De casus die gekozen is om de hypothese waarin gesteld wordt dat grensoverschrijdende infrastructuur leidt tot grensoverschrijdende integratie, te beantwoorden is de casus Enschede – Gronau. Deze casus bevat een spoortraject dat sinds 2001 in werking is. De vraag of grensoverschrijdende infrastructuur een bijdrage levert aan integratie kan onderzocht worden door te kijken wat het spoortraject voor invloed gehad heeft voor de regio’s aan weerszijden van de grens.
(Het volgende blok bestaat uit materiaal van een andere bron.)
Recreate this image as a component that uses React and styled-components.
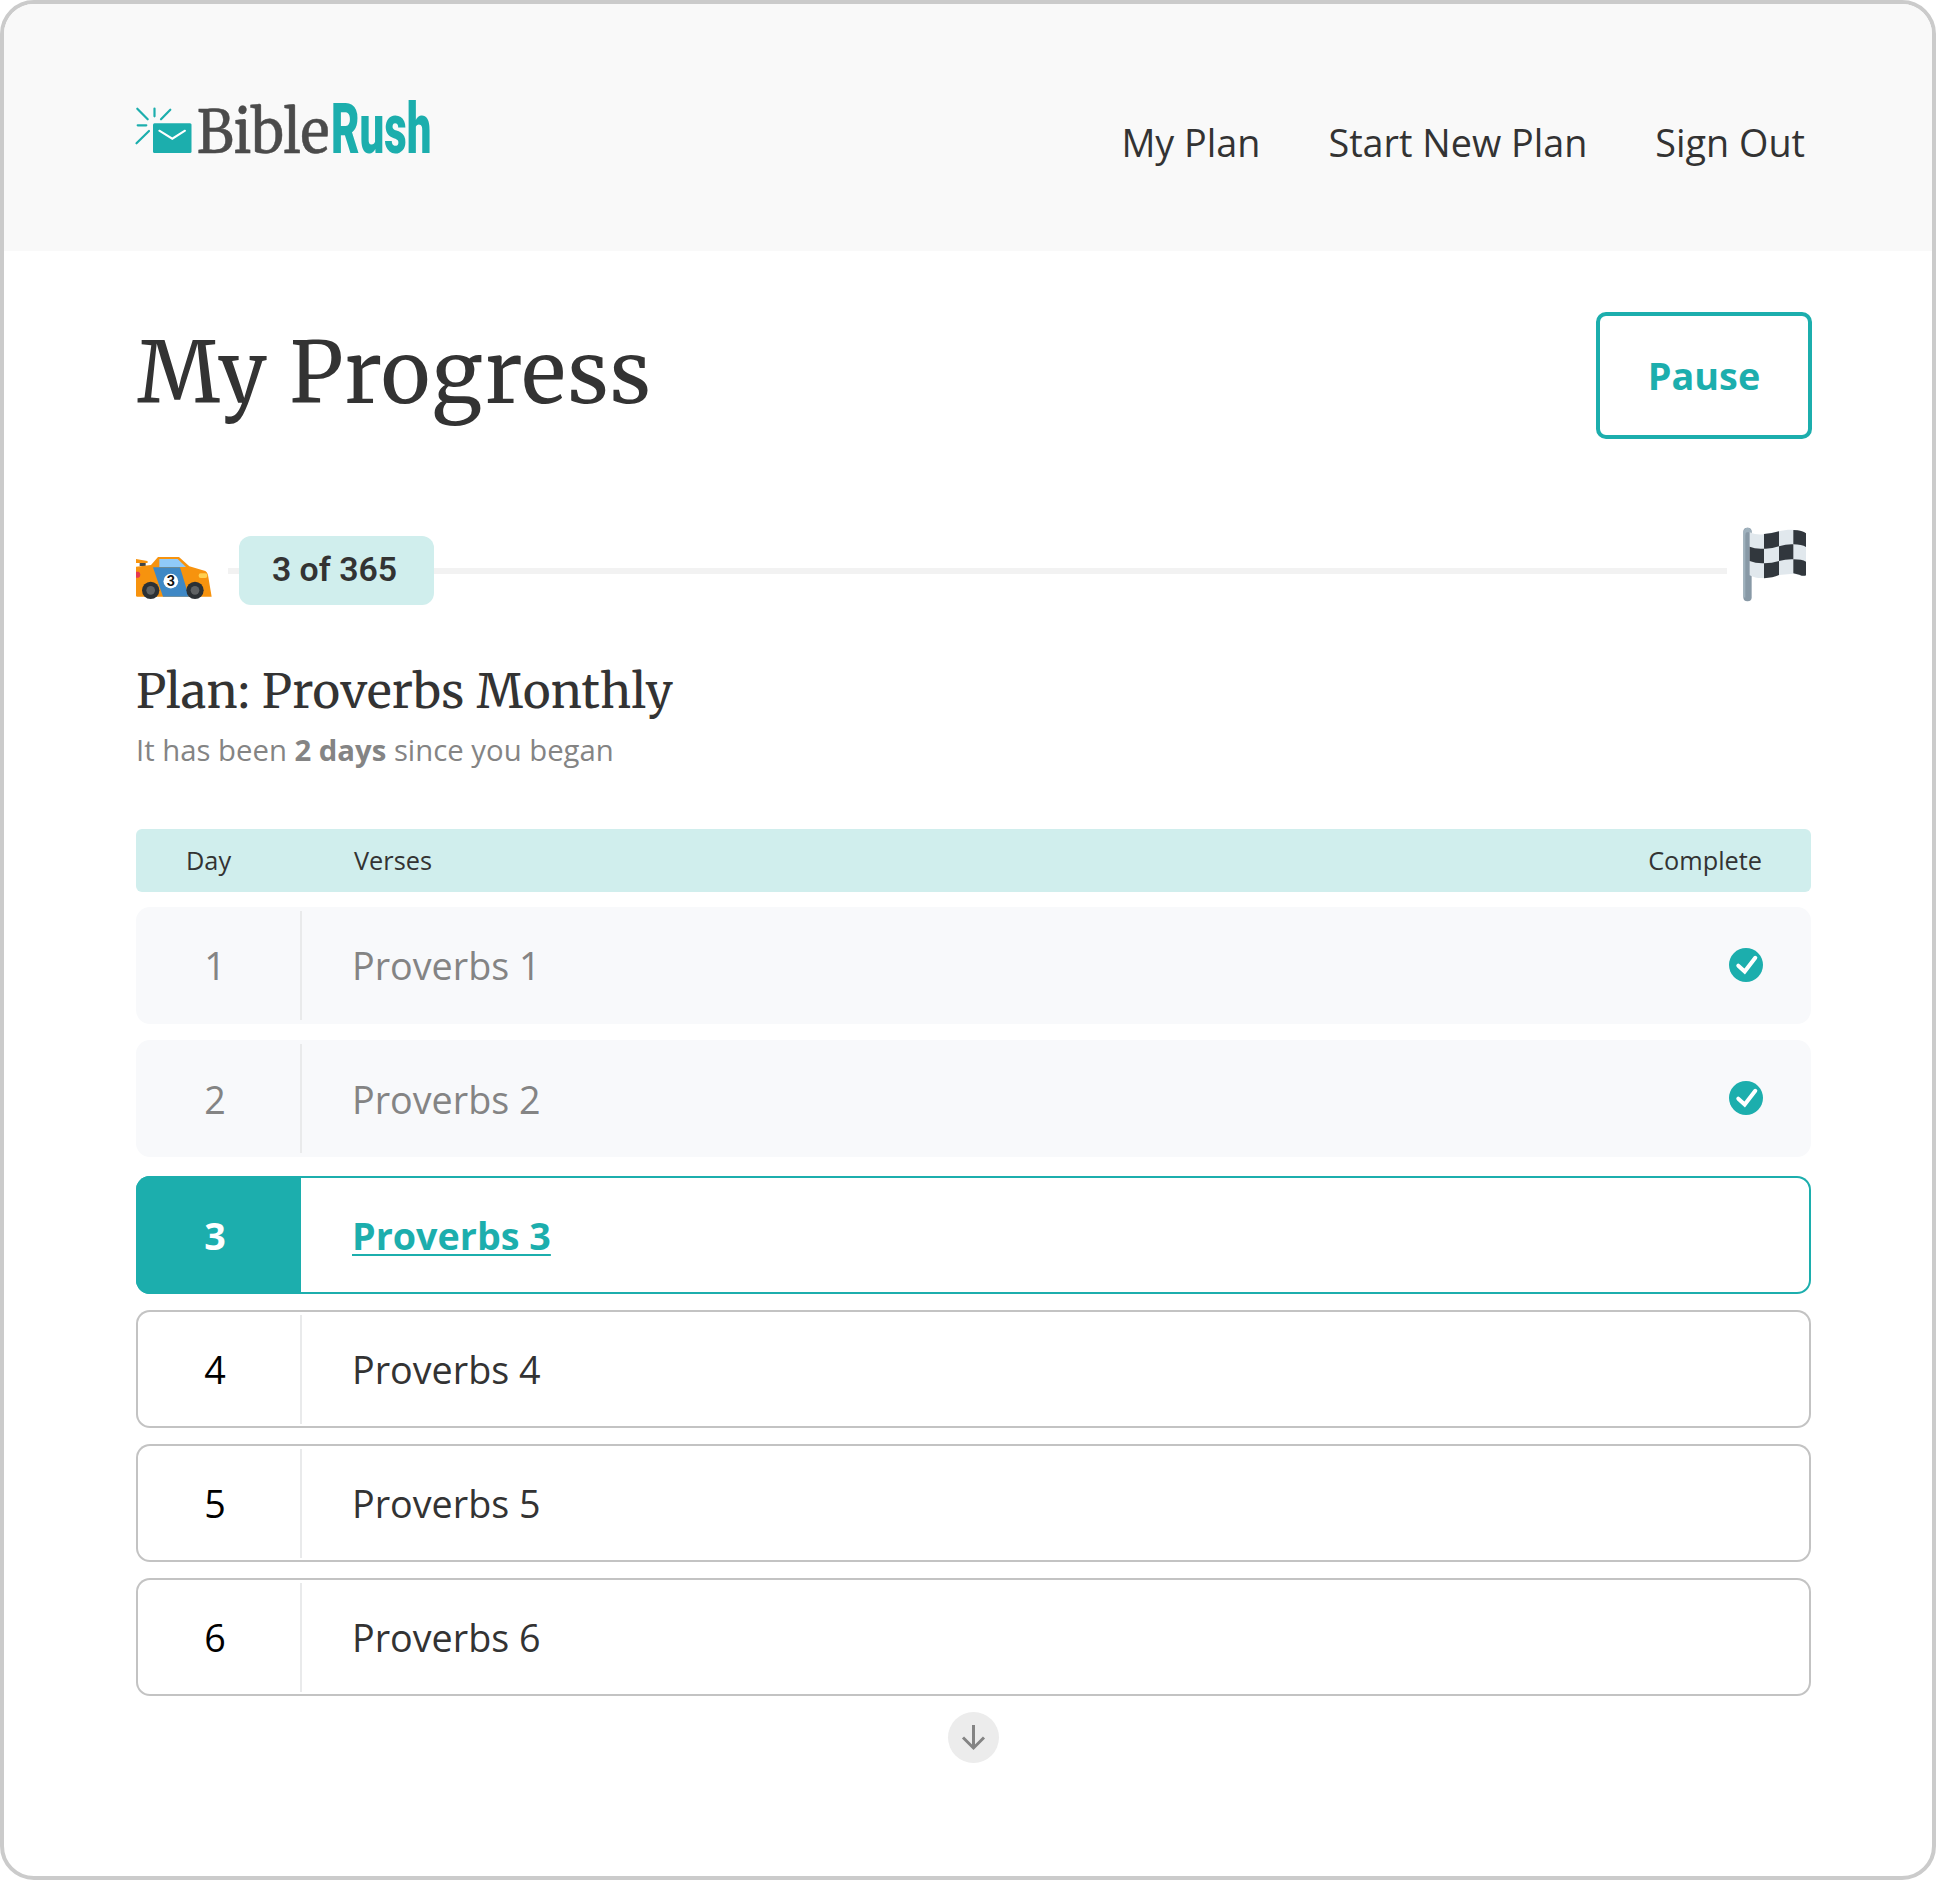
import React from "react";
import styled, { createGlobalStyle, css } from "styled-components";

const teal = "#1caead";
const mint = "#d0eeed";
const ink = "#333333";
const muted = "#848484";
const sans = `"Open Sans", "Noto Sans", sans-serif`;
const serif = `"Merriweather", "DejaVu Serif Condensed", "DejaVu Serif", serif`;

const GlobalStyle = createGlobalStyle`
  *, *::before, *::after { box-sizing: border-box; }
  body { margin: 0; background: #fff; font-family: ${sans}; color: ${ink}; }
`;

const Frame = styled.div`
  width: 1936px;
  height: 1880px;
  border: 4px solid #cbcbcb;
  border-radius: 34px;
  overflow: hidden;
  background: #fff;
`;

const Header = styled.header`
  height: 247px;
  padding: 0 127px 0 131px;
  display: flex;
  justify-content: space-between;
  align-items: flex-start;
  background: #f9f9f9;
`;

const Logo = styled.svg`
  display: block;
  width: 300px;
  height: 116px;
  margin-top: 56px;
  overflow: visible;
`;

const Nav = styled.nav`
  display: flex;
  gap: 68px;
  margin-top: 113px;
`;

const NavLink = styled.a`
  font-size: 37.75px;
  line-height: 52px;
  white-space: nowrap;
`;

const Main = styled.main`
  padding: 61px 121px 0 132px;
  display: flex;
  flex-direction: column;
`;

const TitleRow = styled.div`
  display: flex;
  justify-content: space-between;
  height: 127px;
  margin-right: -1px;
`;

const Title = styled.h1`
  margin: 0 0 0 1px;
  font: 400 84px/122px ${serif};
  letter-spacing: 1.25px;
`;

const PauseButton = styled.button`
  width: 216px;
  height: 127px;
  border: 4px solid ${teal};
  border-radius: 10px;
  background: #fff;
  color: ${teal};
  font: 700 37.75px/52px ${sans};
  padding: 0;
`;

const Progress = styled.div`
  display: flex;
  align-items: center;
  height: 79px;
  margin-top: 88px;
`;

const Car = styled.svg`
  flex: none;
  width: 76px;
  height: 43.33px;
  margin: 22px 16px 0 0;
`;

const Track = styled.div`
  flex: 1;
  display: flex;
  align-items: center;
  height: 69px;
  margin-top: 8px;
  padding-left: 11px;
  background: linear-gradient(#f2f2f2, #f2f2f2) 0 32px / 100% 6px no-repeat;
`;

const Pill = styled.div`
  width: 195px;
  height: 69px;
  padding-right: 4px;
  border-radius: 12px;
  background: ${mint};
  text-align: center;
  font: 600 33.8px/67px Roboto, sans-serif;
`;

const Flag = styled.svg`
  flex: none;
  width: 64px;
  height: 75px;
  margin: 0 4px 4px 16px;
`;

const PlanTitle = styled.h2`
  margin: 54px 0 0;
  font: 400 47px/64px ${serif};
  letter-spacing: 0.42px;
`;

const PlanNote = styled.p`
  margin: 6px 0 0;
  font-size: 29.3px;
  line-height: 40px;
  color: ${muted};
`;

const TableHead = styled.div`
  display: flex;
  height: 63px;
  margin: 59px 0 15px;
  padding: 0 49px 0 50px;
  border-radius: 6px;
  background: ${mint};
  font-size: 25.3px;
  line-height: 63px;
`;

const HeadCell = styled.div`
  width: ${(p) => p.$width};
  flex: ${(p) => (p.$width ? "none" : 1)};
`;

const Group = styled.div`
  display: flex;
  flex-direction: column;
  gap: 16px;
  margin-bottom: 19px;
`;

const DayNumber = styled.div`
  width: 164px;
  padding-right: 6px;
  text-align: center;
`;

const Verse = styled.div`
  flex: 1;
  padding-left: 50px;
`;

const Divider = styled.div`
  width: 2px;
  height: 109px;
  background: #e9eaeb;
`;

const rowStates = {
  done: css`
    height: 117px;
    background: #f8f9fb;
    color: ${muted};
    & + & > ${DayNumber}, & + & > ${Verse} {
      padding-top: 2px;
    }
  `,
  current: css`
    height: 118px;
    color: ${teal};
    font-weight: 700;
    box-shadow: inset 0 0 0 2px ${teal};
    ${DayNumber} {
      align-self: stretch;
      width: 165px;
      padding-right: 7px;
      line-height: 120px;
      background: ${teal};
      color: #fff;
    }
    ${Verse} {
      padding: 2px 0 0 51px;
    }
  `,
  upcoming: css`
    height: 118px;
    box-shadow: inset 0 0 0 2px #c3c3c3;
    ${DayNumber} {
      padding-top: 2px;
      color: #000;
    }
    ${Verse} {
      padding-top: 2px;
    }
  `,
};

const Row = styled.div`
  display: flex;
  align-items: center;
  border-radius: 14px;
  overflow: hidden;
  font-size: 37.7px;
  line-height: 52px;
  ${(p) => rowStates[p.$state]}
`;

const VerseLink = styled.a`
  text-decoration: underline;
  text-decoration-thickness: 2px;
  text-underline-offset: 4px;
`;

const Check = styled.svg`
  width: 34px;
  height: 34px;
  margin: 0 48px 1px 0;
`;

const MoreButton = styled.button`
  align-self: center;
  width: 51px;
  height: 51px;
  margin-top: -3px;
  padding: 0;
  border: 0;
  border-radius: 50%;
  background: #ececec;
  svg { display: block; }
`;

const days = [
  { day: 1, state: "done" },
  { day: 2, state: "done" },
  { day: 3, state: "current" },
  { day: 4, state: "upcoming" },
  { day: 5, state: "upcoming" },
  { day: 6, state: "upcoming" },
];

function LogoMark() {
  return (
    <Logo viewBox="135 60 300 116" aria-label="BibleRush">
      <g stroke={teal} strokeWidth="2.200" strokeLinecap="round" fill="none">
        <path d="M137.3 108.7 147.7 119.3M154.5 108.5V116.3M170.3 109.7 161 119.3M137.7 125.3H146.3M136.5 143.3 149 131" />
      </g>
      <rect x="153" y="123.2" width="38.5" height="29.8" rx="1.5" fill={teal} />
      <path d="M159.3 130.7 172.3 138.7 185 130.7" fill="none" stroke="#fff" strokeWidth="2" strokeLinecap="round" />
      <text x="196.500" y="152.6" fontFamily={serif} fontSize="59" fill="#4b4b4b" stroke="#4b4b4b" strokeWidth="0.500" textLength="133" lengthAdjust="spacingAndGlyphs">Bible</text>
      <text x="331" y="152.6" fontFamily="Roboto, sans-serif" fontWeight="900" fontSize="70" fill={teal} textLength="100.500" lengthAdjust="spacingAndGlyphs">Rush</text>
    </Logo>
  );
}

function RaceCar() {
  return (
    <Car viewBox="48 108 228 130">
      <path d="M59 129H77V138H59Z" fill="#414547" />
      <path d="M48 117 82 123Q85 126 82 129H48Z" fill="#f7930e" />
      <path d="M48 140 93 135 114 111H177L208 139 256 153Q262 156 264 165L275 230H50L48 227Z" fill="#f7930e" />
      <path d="M118 117H173L198 141H118Z" fill="#90caf9" />
      <path d="M99 142H180L207 230H129Z" fill="#3f88c5" />
      <path d="M48 155H56Q61 158 61 164T56 173H48Z" fill="#e53950" />
      <rect x="236" y="160" width="26" height="14" rx="6" fill="#ffd04f" />
      <circle cx="152.500" cy="183.500" r="22" fill="#fff" />
      <text x="152.500" y="198.500" textAnchor="middle" fontFamily="Roboto, sans-serif" fontWeight="700" fontSize="43" fill="#111">3</text>
      {[92, 225].map((x) => (
        <g key={x}>
          <circle cx={x} cy="211" r="26" fill="#2c3135" />
          <circle cx={x} cy="211" r="13" fill="#5f6264" />
        </g>
      ))}
    </Car>
  );
}

function CheckeredFlag() {
  return (
    <Flag viewBox="159 50 192 225">
      <rect x="160" y="52" width="25" height="221" rx="12" fill="#8899a6" />
      <path d="M160 64Q163 52 173 52T185 66H170Q166 67 166 76V262Q160 262 160 258Z" fill="#9fb1bd" />
      <path d="M179 65C194 73 213 74 222 71L267 63C292 56 330 56 348 69V195C341 204 324 190 310 190L267 194 222 203C208 204 193 203 179 195Z" fill="#e1e8ed" />
      <g fill="#31373d">
        <path d="M222 71Q246 69 267 63V108Q245 116 222 115Z" />
        <path d="M310 59Q338 60 348 69V110Q335 102 310 102Z" />
        <path d="M179 109Q197 117 222 115V159Q198 160 179 152Z" />
        <path d="M267 108Q290 101 310 102V147Q289 146 267 152Z" />
        <path d="M222 159Q246 159 267 152V194Q249 202 222 204Z" />
        <path d="M310 147Q336 147 348 154V195Q341 199 328 193L310 189Z" />
      </g>
    </Flag>
  );
}

function DayRow({ day, state }) {
  const label = `Proverbs ${day}`;
  return (
    <Row $state={state}>
      <DayNumber>{day}</DayNumber>
      {state !== "current" && <Divider />}
      <Verse>{state === "current" ? <VerseLink>{label}</VerseLink> : label}</Verse>
      {state === "done" && (
        <Check viewBox="0 0 34 34">
          <circle cx="17" cy="17" r="17" fill={teal} />
          <path d="M9.300 17.700 15.700 23.500 26.300 9.800" fill="none" stroke="#fff" strokeWidth="4" strokeLinecap="round" />
        </Check>
      )}
    </Row>
  );
}

export default function App() {
  return (
    <>
      <GlobalStyle />
      <Frame>
        <Header>
          <LogoMark />
          <Nav>
            <NavLink>My Plan</NavLink>
            <NavLink>Start New Plan</NavLink>
            <NavLink>Sign Out</NavLink>
          </Nav>
        </Header>
        <Main>
          <TitleRow>
            <Title>My Progress</Title>
            <PauseButton>Pause</PauseButton>
          </TitleRow>
          <Progress>
            <RaceCar />
            <Track>
              <Pill>3 of 365</Pill>
            </Track>
            <CheckeredFlag />
          </Progress>
          <PlanTitle>Plan: Proverbs Monthly</PlanTitle>
          <PlanNote>
            It has been <b>2 days</b> since you began
          </PlanNote>
          <TableHead>
            <HeadCell $width="168px">Day</HeadCell>
            <HeadCell>Verses</HeadCell>
            <HeadCell $width="auto">Complete</HeadCell>
          </TableHead>
          <Group>
            {days.slice(0, 2).map((d) => <DayRow key={d.day} {...d} />)}
          </Group>
          <Group>
            {days.slice(2).map((d) => <DayRow key={d.day} {...d} />)}
          </Group>
          <MoreButton aria-label="Show more days">
            <svg width="51" height="51" viewBox="0 0 51 51" fill="none" stroke="#848484" strokeWidth="3">
              <path d="M25.500 13V36.500M15 25.500 25.500 36 36 25.500" />
            </svg>
          </MoreButton>
        </Main>
      </Frame>
    </>
  );
}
De tweede casus die gebruikt wordt om te onderzoeken op welke manier men denkt dat grensoverschrijdende infrastructuur bijdraagt aan grensoverschrijdende integratie en welke redenen aangedragen worden om de plannen tot uitvoering te brengen, is de casus Avantislijn. Het plan voor de Avantislijn is al ver gevorderd, maar de uitvoeringsfase is nog niet van start gegaan. Deze casus is de ideale casus om te onderzoeken om wat voor redenen de Avantislijn, die moet gaan lopen tussen Heerlen/Kerkrade en Aken, op de agenda van de regio Aken en de stadsregio Parkstad Limburg is komen te staan.

2.4 Dataverzameling

Bij het onderzoek van beide casussen wordt er gebruik gemaakt van verschillende soorten bronnen. Voor een casestudy zijn mogelijke manieren van dataverzameling het vrije interview, observatie en interpretatie van tekstueel en audiovisueel materiaal (Doorewaard & Verschuren, 2007, p185). Het is een divers scala aan mogelijkheden dat gebruikt kan worden voor de onderzoeken. Deze mogelijkheden zullen dan ook allen gebruikt worden in dit onderzoek.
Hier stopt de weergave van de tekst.